## RECORDED INFORMATION

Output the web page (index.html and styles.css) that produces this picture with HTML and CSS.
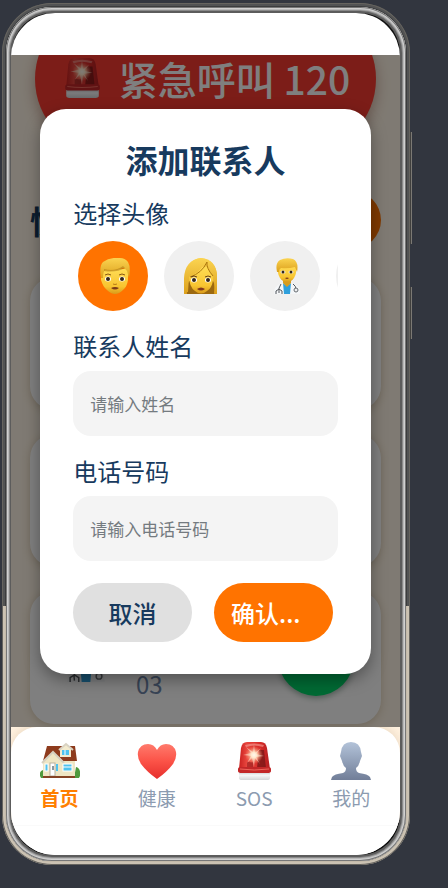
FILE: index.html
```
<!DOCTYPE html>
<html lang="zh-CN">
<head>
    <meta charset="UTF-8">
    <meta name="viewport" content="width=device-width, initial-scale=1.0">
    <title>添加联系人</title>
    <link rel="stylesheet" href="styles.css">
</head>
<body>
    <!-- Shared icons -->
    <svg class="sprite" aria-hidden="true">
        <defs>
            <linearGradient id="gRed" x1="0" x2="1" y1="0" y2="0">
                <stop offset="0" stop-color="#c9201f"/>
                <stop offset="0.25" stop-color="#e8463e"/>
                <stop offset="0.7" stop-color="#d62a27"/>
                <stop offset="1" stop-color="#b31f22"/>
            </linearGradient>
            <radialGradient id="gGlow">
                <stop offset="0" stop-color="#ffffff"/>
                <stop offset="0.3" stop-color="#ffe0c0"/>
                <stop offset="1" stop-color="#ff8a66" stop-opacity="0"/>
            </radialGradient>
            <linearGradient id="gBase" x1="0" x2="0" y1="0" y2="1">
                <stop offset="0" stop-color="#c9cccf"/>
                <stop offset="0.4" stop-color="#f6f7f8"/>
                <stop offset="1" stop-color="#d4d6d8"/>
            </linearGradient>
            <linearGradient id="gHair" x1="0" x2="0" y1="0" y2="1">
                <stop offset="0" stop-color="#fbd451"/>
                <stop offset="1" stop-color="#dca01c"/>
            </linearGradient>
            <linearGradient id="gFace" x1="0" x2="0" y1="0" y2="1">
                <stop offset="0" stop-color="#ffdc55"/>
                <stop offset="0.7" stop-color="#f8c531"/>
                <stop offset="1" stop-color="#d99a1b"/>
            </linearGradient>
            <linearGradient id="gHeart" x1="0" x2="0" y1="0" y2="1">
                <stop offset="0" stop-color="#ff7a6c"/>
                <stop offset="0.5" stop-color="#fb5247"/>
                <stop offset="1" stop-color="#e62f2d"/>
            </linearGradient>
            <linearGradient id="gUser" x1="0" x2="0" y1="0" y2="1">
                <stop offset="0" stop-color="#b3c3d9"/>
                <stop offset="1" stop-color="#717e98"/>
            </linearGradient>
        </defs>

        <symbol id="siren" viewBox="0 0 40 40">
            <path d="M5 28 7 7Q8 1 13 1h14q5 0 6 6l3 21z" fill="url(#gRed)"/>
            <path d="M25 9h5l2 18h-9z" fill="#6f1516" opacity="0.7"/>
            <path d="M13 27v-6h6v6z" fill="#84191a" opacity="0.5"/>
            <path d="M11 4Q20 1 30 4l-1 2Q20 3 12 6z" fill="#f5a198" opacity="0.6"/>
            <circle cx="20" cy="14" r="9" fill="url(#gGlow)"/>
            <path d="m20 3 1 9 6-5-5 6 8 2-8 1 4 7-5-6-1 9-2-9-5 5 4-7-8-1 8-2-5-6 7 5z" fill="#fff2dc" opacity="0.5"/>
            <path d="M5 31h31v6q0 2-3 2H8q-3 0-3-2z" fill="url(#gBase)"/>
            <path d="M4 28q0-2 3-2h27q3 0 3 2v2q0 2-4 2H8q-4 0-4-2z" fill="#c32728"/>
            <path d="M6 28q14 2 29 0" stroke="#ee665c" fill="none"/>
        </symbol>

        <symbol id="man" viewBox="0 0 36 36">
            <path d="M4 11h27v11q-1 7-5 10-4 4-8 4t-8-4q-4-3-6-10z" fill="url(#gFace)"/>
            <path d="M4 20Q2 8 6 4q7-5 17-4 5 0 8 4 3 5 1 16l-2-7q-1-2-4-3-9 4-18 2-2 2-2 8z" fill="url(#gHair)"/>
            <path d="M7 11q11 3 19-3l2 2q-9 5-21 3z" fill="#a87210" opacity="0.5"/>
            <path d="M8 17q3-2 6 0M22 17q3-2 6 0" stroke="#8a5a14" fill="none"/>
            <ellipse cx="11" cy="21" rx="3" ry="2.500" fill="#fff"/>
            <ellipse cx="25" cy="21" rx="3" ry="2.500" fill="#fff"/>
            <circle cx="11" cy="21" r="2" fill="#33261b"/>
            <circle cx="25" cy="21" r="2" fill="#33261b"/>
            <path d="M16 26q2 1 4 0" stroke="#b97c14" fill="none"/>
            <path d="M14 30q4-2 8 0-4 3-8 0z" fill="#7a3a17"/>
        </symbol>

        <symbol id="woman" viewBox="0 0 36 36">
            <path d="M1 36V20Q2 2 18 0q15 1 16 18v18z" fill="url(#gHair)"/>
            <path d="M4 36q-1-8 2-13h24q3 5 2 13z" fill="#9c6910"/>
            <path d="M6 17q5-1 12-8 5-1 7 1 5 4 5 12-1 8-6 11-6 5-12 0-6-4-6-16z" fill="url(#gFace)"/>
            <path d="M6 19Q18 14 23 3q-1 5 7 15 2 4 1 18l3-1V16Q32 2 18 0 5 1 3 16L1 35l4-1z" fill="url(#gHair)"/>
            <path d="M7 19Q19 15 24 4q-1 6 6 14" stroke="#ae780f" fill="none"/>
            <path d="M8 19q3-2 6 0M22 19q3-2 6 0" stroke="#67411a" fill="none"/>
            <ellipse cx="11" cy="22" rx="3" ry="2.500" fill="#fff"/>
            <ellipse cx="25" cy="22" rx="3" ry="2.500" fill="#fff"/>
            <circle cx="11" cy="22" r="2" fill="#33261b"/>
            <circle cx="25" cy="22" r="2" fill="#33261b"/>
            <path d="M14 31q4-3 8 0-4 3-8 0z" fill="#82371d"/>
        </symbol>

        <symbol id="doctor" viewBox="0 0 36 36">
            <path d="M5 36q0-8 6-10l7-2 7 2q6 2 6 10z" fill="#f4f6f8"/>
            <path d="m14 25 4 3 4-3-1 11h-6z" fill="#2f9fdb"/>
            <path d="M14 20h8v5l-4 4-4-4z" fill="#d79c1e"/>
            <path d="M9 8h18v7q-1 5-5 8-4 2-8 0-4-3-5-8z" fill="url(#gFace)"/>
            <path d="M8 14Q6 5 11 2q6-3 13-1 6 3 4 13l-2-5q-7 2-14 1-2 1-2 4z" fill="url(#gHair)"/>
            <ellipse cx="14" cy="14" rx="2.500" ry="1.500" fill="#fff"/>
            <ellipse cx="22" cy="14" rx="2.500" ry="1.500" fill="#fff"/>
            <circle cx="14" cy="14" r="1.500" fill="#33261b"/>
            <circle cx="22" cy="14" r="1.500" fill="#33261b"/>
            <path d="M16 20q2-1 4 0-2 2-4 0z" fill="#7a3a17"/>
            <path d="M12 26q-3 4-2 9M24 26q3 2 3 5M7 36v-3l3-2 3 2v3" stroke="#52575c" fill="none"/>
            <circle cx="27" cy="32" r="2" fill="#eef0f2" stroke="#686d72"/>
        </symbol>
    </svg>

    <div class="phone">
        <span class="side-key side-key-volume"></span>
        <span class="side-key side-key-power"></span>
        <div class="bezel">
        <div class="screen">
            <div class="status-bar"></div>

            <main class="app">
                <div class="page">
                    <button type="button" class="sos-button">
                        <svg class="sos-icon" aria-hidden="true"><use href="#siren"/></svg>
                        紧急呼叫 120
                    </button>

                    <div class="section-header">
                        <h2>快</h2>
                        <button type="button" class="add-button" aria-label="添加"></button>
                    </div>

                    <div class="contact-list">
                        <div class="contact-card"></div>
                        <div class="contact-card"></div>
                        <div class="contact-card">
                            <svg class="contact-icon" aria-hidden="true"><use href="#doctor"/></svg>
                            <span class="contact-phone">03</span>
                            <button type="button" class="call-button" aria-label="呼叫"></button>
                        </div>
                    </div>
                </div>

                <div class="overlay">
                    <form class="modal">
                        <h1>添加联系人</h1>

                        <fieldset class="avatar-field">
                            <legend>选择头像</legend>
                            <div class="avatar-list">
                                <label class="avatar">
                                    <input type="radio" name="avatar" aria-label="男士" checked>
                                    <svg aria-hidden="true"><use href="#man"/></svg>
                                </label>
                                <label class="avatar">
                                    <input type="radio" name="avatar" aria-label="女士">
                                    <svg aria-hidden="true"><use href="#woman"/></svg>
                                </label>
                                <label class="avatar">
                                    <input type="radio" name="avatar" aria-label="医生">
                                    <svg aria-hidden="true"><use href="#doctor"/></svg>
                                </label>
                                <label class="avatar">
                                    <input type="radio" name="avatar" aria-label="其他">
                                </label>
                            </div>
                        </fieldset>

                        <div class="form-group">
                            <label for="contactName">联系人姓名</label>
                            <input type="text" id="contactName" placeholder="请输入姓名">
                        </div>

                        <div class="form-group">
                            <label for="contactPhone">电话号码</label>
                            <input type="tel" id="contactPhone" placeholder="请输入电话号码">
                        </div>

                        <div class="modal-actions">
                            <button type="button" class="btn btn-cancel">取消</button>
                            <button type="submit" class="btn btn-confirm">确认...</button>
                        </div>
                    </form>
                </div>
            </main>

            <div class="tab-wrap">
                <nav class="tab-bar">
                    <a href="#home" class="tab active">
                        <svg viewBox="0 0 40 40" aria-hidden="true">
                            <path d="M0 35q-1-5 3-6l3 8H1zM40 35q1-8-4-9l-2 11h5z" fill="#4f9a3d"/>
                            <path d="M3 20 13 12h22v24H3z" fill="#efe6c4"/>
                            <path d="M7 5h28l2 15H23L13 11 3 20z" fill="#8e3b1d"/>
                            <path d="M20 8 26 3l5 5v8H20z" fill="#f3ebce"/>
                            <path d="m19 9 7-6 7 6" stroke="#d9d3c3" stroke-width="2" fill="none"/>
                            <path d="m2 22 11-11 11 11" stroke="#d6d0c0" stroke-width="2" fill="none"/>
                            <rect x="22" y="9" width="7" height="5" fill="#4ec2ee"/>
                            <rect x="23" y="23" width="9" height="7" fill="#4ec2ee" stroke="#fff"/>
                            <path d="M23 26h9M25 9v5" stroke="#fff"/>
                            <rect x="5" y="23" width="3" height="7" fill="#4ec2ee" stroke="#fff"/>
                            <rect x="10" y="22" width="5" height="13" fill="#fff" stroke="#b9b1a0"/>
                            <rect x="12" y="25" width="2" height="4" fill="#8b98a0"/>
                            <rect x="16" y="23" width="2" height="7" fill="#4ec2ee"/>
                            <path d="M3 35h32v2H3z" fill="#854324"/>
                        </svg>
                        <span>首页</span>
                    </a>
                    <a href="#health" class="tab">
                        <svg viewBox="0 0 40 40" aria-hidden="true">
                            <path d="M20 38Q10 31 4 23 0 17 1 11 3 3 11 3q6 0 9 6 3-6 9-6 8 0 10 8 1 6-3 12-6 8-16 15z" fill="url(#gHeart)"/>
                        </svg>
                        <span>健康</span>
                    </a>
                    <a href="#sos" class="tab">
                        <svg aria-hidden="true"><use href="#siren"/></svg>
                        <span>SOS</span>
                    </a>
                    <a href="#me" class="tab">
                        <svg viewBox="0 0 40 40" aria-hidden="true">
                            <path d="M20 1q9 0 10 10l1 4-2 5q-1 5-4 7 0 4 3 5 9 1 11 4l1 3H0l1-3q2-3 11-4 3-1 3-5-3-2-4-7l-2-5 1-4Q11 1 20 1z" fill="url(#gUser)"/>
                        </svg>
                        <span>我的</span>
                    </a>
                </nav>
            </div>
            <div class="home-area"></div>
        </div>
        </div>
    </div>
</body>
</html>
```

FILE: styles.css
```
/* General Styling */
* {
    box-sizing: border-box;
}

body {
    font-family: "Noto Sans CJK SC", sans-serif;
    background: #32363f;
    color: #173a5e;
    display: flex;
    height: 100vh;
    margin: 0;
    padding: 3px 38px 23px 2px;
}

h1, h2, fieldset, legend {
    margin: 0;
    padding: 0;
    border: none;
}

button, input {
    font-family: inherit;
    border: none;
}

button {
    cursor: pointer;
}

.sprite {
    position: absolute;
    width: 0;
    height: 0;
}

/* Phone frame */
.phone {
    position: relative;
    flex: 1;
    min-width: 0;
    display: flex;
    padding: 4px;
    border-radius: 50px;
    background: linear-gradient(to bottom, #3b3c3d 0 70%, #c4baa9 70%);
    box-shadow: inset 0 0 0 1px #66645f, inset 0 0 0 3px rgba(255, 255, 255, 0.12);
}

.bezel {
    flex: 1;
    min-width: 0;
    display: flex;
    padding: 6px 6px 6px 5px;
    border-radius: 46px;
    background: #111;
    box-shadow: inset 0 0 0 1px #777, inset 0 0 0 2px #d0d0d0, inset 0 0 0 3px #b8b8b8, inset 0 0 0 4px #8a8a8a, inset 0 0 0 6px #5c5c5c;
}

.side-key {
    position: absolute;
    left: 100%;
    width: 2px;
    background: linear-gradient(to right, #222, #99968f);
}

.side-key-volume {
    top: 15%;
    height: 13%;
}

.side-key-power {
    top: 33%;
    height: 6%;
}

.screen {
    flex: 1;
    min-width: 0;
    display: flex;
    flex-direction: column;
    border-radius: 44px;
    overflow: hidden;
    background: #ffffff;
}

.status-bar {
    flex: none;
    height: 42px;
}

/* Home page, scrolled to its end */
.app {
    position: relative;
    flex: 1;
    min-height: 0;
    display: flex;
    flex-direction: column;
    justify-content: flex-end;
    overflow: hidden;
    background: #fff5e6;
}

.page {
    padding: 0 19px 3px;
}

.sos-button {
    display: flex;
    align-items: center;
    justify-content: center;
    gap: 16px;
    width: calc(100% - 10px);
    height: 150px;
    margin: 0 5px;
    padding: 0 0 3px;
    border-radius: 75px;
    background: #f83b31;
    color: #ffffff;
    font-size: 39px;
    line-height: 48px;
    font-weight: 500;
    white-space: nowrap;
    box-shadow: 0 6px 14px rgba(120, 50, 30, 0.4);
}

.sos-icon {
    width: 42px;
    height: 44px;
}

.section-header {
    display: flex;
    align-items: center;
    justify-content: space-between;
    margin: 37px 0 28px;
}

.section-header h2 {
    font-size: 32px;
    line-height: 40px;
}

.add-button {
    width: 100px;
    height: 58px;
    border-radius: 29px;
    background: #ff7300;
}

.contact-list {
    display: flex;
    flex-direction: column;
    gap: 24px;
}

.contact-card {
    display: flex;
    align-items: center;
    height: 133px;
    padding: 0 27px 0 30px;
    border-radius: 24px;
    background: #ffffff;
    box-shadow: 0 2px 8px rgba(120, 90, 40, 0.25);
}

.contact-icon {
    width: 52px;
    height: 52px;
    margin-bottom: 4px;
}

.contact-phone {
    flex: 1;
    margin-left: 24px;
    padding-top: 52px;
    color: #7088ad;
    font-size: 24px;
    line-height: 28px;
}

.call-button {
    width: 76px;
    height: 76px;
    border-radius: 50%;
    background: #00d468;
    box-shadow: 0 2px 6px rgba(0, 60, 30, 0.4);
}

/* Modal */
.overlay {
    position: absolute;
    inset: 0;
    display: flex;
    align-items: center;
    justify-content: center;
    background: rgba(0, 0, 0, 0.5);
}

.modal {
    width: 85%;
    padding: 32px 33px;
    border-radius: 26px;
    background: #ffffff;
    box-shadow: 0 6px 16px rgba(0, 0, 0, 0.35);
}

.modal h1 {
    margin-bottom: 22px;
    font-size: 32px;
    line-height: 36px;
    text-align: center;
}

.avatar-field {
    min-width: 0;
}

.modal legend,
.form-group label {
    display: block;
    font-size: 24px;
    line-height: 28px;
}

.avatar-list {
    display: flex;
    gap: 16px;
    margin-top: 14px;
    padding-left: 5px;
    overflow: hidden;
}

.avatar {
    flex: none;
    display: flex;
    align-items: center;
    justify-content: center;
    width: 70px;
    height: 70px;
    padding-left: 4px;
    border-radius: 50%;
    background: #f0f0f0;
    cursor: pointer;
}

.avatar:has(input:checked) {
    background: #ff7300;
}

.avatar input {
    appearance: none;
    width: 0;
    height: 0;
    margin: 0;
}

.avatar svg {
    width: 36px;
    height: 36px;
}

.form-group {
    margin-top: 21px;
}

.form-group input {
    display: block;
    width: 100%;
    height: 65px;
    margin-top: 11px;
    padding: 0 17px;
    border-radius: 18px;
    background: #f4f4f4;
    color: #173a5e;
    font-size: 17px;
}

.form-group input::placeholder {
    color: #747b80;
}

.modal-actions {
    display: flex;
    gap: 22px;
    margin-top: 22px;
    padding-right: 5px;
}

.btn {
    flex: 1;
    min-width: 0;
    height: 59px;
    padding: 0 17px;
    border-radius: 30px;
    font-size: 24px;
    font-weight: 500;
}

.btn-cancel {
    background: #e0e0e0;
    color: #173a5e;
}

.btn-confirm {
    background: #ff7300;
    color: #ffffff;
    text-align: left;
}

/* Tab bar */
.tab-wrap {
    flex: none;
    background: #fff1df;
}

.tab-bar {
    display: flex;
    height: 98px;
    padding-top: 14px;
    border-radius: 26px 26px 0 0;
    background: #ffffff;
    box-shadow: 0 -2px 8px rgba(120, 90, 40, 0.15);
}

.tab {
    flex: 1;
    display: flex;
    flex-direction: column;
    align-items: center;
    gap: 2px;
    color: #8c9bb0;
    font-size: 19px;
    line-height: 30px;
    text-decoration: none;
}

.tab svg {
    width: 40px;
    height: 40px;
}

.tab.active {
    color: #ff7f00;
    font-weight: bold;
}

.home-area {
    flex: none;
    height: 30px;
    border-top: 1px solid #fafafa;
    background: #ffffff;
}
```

## WHAT YOU NEED TO DO
Copy all lines from the material that hold "html".

## FINISHED EXERCISE
Output the web page (index.html and styles.css) that produces this picture with HTML and CSS.
FILE: index.html
<!DOCTYPE html>
<html lang="zh-CN">
</html>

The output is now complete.